Marking 20 years
of bold journalism,
reader supported.
Federal Politics
BC Politics

Forget Any Economic Windfall from Kinder Morgan, Analyst Says

In damning report, David Hughes challenges claims that Trans Mountain will boost Canada’s oil prices.

Andrew Nikiforuk 31 May

Andrew Nikiforuk is an award-winning journalist who has been writing about the energy industry for two decades and is a contributing editor to The Tyee. Find his previous stories here.

Industry and government claims that Kinder Morgan’s Trans Mountain pipeline expansion will boost prices for heavy Canadian crude have no basis in reality, says one of the nation’s top energy analysts.

In a brief yet damning report David Hughes, a former federal government energy researcher, concluded that tripling the pipeline’s capacity won’t deliver an extra $73 billion in revenue over two decades as claimed by Kinder Morgan.

The company and the Alberta and federal governments have promoted the pipeline with the argument that it would let tarsands producers reach new markets and increase prices.

But Hughes said the claims are based on false assumptions and fail to reflect changes in global oil markets.

“I don’t think it is too late for the federal government to rethink Kinder Morgan,” said Hughes in an interview. “That’s why I’ve revisited the data in a non-prejudicial way.”

The controversial $7.4-billion project proposes to triple the amount of bitumen pumped to the British Columbian coast from Alberta’s tarsands.

Despite widespread public opposition and a fundamentally flawed federal assessment process, the Trudeau administration approved the pipeline last October.

But since then the economic prospects for the pipeline have gotten weaker, says Hughes.

In his review Hughes took a hard look at a September 2015 analysis done by Texas-based global consulting firm Muse Stancil that Kinder Morgan submitted to the National Energy Board.

The Muse Stancil report estimated the pipeline could increase producers’ revenues by $73 billion by opening up Asian markets and increasing North American prices.

But Hughes reports the analysis was based on several assumptions that are no longer valid.

The Muse Stancil report acknowledged that the construction of other export pipelines would invalidate the report’s price calculations, Hughes notes.

That’s already happened as two other bitumen export lines (Line 3 and Keystone XL) have been approved. The two pipelines, which will send diluted bitumen to U.S. Gulf Coast refineries tooled to handle heavy oil, could eventually export 1.2 million barrels a day.

Unlike the Trans Mountain expansion, “these projects do not cross mountainous terrain with its higher environmental sensitivity, nor do they rely on tankers to move the oil,” noted Hughes.

Heavy bitumen, a junk crude, sells at a discount because it costs more to transport and refine. Heavy oil priced in Alberta costs $11 to $14 a barrel less than conventional West Texas Intermediate oil priced in Oklahoma.

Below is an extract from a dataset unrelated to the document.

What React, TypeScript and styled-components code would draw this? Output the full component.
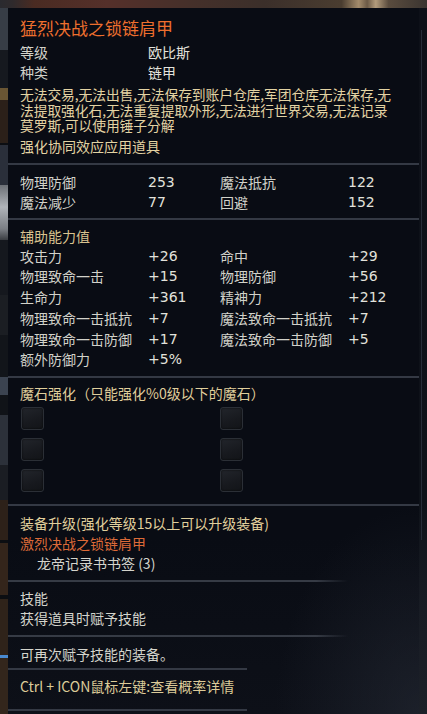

The Muse Stancil report also concluded the expanded pipeline could reduce the gap between higher international (Brent) oil prices and North American (WTI) oil prices which arose between 2011 and 2014 due to temporary pipeline bottlenecks created by increases in U.S. fracked oil production and concerns about the safety of aging pipelines.

Recent developments, however, have eliminated the differential.

With the construction of the southern leg of the Keystone XL pipeline and the development of Seaway Crude Pipeline System, bottlenecks have disappeared. The price differential has retreated from a high of over US$20 per barrel in 2012 to an average of 82 cents in 2016.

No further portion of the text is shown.